Friday, June 20, 2003

The Challenges of Remote Collaboration by Mark Murphy, O'Reilly ONLamp.com, 06/12/2003, defines Collaborative Development as the development of software over a physical, organization, or cultural distance. Remote teams may be created from separate parts of a large organization with multiple locations, the use of offshore development contractors, or a partnership situation with another organization, in addition to the loosely defined teams who participate in open source software development efforts.

Challenges center around the goal of maintaining quality and productivity. Operational issues include maintaining organized access to data such as requirements and source code libraries. Social issues, as always, boil down to trust between the distant groups. Taking the lessons learned via open source efforts, the author provides a few tips to developers to make their distributed project run more smoothly.

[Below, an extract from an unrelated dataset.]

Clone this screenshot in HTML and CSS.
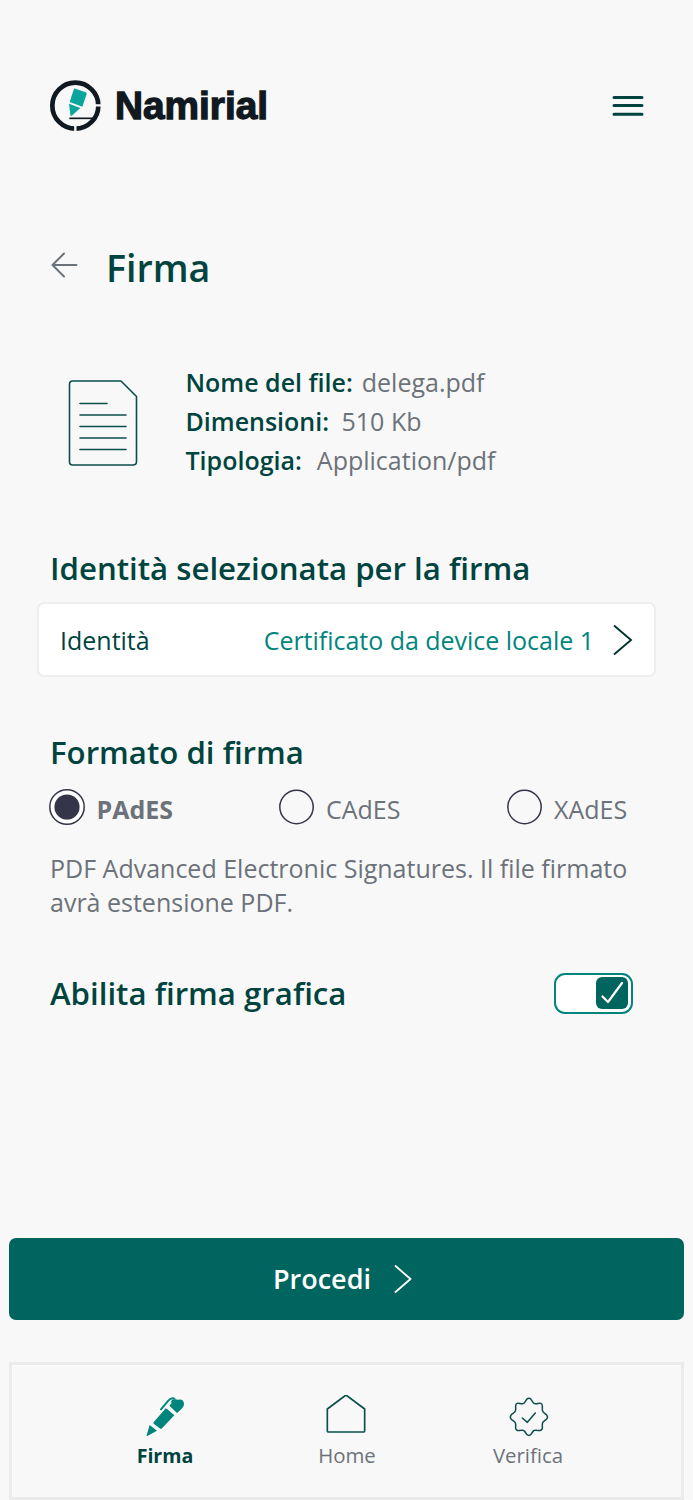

  • Foster tight communications via asynchronous formats like mailing lists.
  • Provide an internet-accessible CM system for both source code and documents, provide some form of automated issue tracking. This can be used for anything from bug tracking to enhancement requests to task assignments, and also forms a knowledge base so repeat problems can be handled efficiently.
  • Assess security needs and provide appropriate protection in the form of user signons, roles-based and project-based authorization, and encryption or work products and communication channels.
  • Establish a collaboration environment which provides flexibility and room for growth. For example, an issues tracker should be set up on a per-project basis.